Created 06-08-2016 01:26 PM
Hi,
One of the spark application depends on a local file for some of its business logics.
We can read the file by referring to it as file:///. But for this to work, the copy of the file needs to be on every worker or every worker need to have access to common shared drive as in a NFS mount.
Is there any other way of achieving this?
Created 06-08-2016 02:58 PM
spark-submit provides the --files tag to upload files to the execution directories. If you have small files that do not change.
Alternatively as the others have suggested put it in HDFS
Created 06-08-2016 01:30 PM
You can place the file on HDFS and access the file through "hdfs:///path/file".
Created 06-08-2016 01:33 PM
Thanks for the suggestion @Jitendra Yadav But, the file being small <~ 500 KB, I was thinking if we need to have that loaded to HDFS. Was looking for some "hack"
Created 06-08-2016 01:41 PM
@akeezhadath - depending on how you are using the file, you could consider broadcast variables (http://spark.apache.org/docs/latest/programming-guide.html#broadcast-variables). However, if the data fits well into the RDD construct, then you might be better with loading it as normal (sc.textFile("file://some-path")).
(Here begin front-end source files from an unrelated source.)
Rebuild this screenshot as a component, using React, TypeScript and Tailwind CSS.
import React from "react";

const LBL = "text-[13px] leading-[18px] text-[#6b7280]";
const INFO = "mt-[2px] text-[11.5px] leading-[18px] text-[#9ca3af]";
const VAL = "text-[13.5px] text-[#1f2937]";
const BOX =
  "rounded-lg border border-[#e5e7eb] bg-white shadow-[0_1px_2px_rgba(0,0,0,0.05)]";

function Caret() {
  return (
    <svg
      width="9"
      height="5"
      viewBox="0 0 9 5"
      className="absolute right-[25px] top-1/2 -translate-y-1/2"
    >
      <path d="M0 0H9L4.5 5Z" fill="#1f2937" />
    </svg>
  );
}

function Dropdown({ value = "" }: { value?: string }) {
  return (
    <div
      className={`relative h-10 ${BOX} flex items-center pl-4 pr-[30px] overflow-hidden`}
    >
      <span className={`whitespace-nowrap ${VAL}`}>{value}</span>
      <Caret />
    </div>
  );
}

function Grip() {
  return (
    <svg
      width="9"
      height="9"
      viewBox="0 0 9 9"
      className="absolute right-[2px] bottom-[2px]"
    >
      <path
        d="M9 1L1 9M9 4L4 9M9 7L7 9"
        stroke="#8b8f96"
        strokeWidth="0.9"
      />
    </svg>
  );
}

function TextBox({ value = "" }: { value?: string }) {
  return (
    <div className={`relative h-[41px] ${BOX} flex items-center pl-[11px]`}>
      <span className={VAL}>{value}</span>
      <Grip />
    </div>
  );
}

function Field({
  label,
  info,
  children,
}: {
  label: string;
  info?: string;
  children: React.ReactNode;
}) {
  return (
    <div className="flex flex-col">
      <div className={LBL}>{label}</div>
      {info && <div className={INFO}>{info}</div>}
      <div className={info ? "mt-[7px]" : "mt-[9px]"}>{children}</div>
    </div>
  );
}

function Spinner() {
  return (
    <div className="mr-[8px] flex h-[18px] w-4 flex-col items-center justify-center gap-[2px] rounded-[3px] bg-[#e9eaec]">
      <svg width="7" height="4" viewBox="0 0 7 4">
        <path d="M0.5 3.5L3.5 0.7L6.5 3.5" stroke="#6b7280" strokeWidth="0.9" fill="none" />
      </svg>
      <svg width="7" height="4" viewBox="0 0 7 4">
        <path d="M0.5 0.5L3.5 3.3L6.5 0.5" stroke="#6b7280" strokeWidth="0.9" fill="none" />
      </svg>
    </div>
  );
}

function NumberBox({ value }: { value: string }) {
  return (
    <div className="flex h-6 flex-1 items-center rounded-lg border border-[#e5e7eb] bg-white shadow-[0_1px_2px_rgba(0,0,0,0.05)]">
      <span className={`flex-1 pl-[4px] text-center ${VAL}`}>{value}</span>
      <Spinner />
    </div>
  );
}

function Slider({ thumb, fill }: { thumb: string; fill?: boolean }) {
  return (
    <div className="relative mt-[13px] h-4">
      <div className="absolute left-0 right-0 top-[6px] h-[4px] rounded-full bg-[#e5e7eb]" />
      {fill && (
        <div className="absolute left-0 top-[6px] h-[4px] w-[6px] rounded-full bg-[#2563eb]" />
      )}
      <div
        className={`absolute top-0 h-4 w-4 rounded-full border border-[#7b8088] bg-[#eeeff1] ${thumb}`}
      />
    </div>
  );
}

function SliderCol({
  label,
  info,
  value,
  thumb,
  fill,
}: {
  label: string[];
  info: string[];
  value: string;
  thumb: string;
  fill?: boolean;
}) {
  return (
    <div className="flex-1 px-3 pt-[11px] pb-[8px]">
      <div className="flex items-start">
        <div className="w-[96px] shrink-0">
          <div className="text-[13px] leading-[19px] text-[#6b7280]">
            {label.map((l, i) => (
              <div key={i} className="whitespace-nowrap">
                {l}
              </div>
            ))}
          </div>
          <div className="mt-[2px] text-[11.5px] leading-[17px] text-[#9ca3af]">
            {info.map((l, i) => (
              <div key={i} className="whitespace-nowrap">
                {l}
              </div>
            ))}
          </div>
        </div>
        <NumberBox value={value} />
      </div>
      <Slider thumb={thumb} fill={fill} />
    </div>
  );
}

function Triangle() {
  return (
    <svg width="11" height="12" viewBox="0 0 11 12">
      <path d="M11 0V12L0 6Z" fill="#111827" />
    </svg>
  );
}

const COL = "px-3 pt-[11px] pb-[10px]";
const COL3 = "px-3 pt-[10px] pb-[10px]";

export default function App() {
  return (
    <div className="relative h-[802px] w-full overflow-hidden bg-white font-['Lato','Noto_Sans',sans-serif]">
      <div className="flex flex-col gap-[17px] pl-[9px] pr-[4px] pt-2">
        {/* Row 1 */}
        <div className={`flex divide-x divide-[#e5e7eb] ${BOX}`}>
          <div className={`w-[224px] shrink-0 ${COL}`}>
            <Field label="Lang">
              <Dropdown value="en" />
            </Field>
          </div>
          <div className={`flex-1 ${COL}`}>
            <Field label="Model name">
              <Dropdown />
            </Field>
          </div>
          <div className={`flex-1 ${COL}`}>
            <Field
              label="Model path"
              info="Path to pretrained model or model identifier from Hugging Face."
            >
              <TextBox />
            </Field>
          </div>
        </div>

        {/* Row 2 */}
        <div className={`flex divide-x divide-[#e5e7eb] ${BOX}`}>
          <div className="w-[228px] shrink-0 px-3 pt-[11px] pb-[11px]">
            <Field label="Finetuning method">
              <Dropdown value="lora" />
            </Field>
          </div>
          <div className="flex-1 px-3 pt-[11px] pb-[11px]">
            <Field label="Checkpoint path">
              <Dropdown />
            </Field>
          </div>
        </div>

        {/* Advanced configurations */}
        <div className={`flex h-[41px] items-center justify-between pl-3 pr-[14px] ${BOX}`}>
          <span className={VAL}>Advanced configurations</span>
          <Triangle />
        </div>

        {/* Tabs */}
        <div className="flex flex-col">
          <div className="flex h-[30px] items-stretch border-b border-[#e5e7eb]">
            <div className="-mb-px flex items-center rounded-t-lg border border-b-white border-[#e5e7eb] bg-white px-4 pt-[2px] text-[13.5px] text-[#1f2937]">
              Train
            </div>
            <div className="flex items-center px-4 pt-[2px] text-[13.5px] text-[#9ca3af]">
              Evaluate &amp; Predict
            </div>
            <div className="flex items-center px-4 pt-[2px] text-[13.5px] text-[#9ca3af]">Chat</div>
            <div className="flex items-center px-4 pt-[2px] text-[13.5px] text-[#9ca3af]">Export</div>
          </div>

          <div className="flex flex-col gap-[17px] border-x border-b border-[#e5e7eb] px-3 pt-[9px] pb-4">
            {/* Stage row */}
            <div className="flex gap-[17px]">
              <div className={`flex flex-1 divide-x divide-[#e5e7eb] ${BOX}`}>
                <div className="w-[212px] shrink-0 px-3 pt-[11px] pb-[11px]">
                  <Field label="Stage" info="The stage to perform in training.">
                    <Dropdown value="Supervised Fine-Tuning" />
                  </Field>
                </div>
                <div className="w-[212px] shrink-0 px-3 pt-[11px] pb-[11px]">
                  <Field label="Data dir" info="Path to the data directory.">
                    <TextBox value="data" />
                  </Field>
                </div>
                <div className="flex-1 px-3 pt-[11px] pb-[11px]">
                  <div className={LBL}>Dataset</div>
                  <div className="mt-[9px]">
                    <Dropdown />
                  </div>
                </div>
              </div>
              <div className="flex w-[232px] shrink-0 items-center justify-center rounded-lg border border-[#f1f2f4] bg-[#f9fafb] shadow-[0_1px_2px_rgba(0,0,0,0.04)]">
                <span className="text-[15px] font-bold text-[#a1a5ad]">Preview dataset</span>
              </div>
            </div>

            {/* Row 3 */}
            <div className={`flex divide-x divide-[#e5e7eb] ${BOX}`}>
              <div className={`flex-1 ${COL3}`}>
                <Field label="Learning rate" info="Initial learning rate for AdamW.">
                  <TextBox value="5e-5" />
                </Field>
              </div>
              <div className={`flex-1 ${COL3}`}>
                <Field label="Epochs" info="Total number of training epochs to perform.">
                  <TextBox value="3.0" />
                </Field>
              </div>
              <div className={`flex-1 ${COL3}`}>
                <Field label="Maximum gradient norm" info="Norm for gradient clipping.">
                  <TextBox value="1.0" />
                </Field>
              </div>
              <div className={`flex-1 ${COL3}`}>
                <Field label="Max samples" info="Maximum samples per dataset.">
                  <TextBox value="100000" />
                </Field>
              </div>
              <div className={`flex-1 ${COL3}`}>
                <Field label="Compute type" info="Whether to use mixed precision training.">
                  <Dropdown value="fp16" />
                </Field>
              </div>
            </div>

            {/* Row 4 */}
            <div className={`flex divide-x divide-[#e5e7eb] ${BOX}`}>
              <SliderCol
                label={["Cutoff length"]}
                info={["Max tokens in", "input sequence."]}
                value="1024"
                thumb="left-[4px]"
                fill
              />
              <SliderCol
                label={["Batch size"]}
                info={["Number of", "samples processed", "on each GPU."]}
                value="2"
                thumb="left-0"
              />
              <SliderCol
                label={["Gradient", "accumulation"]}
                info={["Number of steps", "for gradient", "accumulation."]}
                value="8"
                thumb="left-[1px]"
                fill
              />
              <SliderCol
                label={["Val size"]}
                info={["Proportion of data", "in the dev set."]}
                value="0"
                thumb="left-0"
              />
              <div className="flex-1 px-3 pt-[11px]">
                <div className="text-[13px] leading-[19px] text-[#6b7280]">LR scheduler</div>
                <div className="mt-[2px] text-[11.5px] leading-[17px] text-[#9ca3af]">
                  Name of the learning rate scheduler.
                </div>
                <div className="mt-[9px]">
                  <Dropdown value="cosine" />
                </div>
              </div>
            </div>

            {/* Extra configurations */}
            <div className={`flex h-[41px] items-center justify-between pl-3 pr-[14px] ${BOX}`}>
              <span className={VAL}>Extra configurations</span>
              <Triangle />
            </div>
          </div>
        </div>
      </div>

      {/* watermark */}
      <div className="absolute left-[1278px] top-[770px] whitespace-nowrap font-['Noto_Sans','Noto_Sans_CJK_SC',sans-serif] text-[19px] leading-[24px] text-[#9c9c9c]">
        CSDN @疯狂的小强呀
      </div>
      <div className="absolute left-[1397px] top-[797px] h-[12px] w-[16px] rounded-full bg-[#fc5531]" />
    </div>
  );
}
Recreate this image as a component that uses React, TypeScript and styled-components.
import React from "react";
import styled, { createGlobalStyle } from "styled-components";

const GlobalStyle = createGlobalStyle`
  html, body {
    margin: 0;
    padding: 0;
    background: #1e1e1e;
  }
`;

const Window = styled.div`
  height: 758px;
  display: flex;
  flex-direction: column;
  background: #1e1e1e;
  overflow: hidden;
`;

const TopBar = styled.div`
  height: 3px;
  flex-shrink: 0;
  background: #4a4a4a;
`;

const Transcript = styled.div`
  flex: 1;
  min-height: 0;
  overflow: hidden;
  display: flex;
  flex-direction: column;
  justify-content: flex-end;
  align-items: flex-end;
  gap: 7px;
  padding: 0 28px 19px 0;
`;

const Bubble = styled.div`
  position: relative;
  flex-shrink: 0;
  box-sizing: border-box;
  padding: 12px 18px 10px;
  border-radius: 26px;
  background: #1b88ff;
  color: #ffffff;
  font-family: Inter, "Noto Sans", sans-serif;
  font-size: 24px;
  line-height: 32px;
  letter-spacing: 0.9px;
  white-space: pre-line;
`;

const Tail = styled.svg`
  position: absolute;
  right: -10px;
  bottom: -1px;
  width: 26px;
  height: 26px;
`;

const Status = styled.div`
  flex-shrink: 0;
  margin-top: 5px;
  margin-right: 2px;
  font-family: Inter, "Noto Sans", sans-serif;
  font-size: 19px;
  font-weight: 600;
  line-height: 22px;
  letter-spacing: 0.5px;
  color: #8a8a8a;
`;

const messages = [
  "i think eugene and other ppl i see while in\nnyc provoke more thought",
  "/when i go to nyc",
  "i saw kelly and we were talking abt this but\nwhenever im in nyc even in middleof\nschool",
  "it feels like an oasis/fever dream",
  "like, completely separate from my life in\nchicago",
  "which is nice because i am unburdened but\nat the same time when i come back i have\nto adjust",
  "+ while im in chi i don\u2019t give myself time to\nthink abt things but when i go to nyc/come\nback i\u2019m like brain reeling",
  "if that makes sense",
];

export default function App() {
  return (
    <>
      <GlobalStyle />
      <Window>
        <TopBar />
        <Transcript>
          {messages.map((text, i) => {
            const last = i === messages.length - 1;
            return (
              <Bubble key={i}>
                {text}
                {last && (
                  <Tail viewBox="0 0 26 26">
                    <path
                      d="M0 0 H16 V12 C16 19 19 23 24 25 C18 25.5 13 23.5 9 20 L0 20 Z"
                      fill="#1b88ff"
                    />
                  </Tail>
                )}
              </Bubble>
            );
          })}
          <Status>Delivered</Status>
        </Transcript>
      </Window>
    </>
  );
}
Created 06-08-2016 01:55 PM
@clukasik, Thank You, I have had a look at broadcast variables. But I guess with the current requirement, I just require the RDD.
Created 06-08-2016 01:47 PM
Kindly use below API to cache the file on all the nodes.
SparkContext.addFile()
Add a file to be downloaded with this Spark job on every node. The path passed can be either a local file, a file in HDFS (or other Hadoop-supported filesystems), or an HTTP, HTTPS or FTP URI. To access the file in Spark jobs, use SparkFiles.get(fileName) to find its download location.
A directory can be given if the recursive option is set to true. Currently directories are only supported for Hadoop-supported filesystems.
Created 06-08-2016 01:58 PM
Thanks @Jitendra Yadav. I will take a look at the addFile API. I would like to try getting control on the driver as clukasik pointed out.
Created 06-08-2016 01:33 PM
@akeezhadath spark assume the your file is on hdfs by default if you have not specified any uri(file:///,hdfs://,s3://) so it your file is on hdfs, you can refrenced it using absolute path like
sc.textFile("/user/xyz/data.txt")
Created 06-08-2016 01:36 PM
@Rajkumar Singh : Yes, but here the file resides on the machine where we trigger the spark-submit. So I was looking if there is any way to read it in the driver without actually having to move it to all the workers or even to the HDFS.
Created 06-08-2016 01:40 PM
is it single file or multiple small files?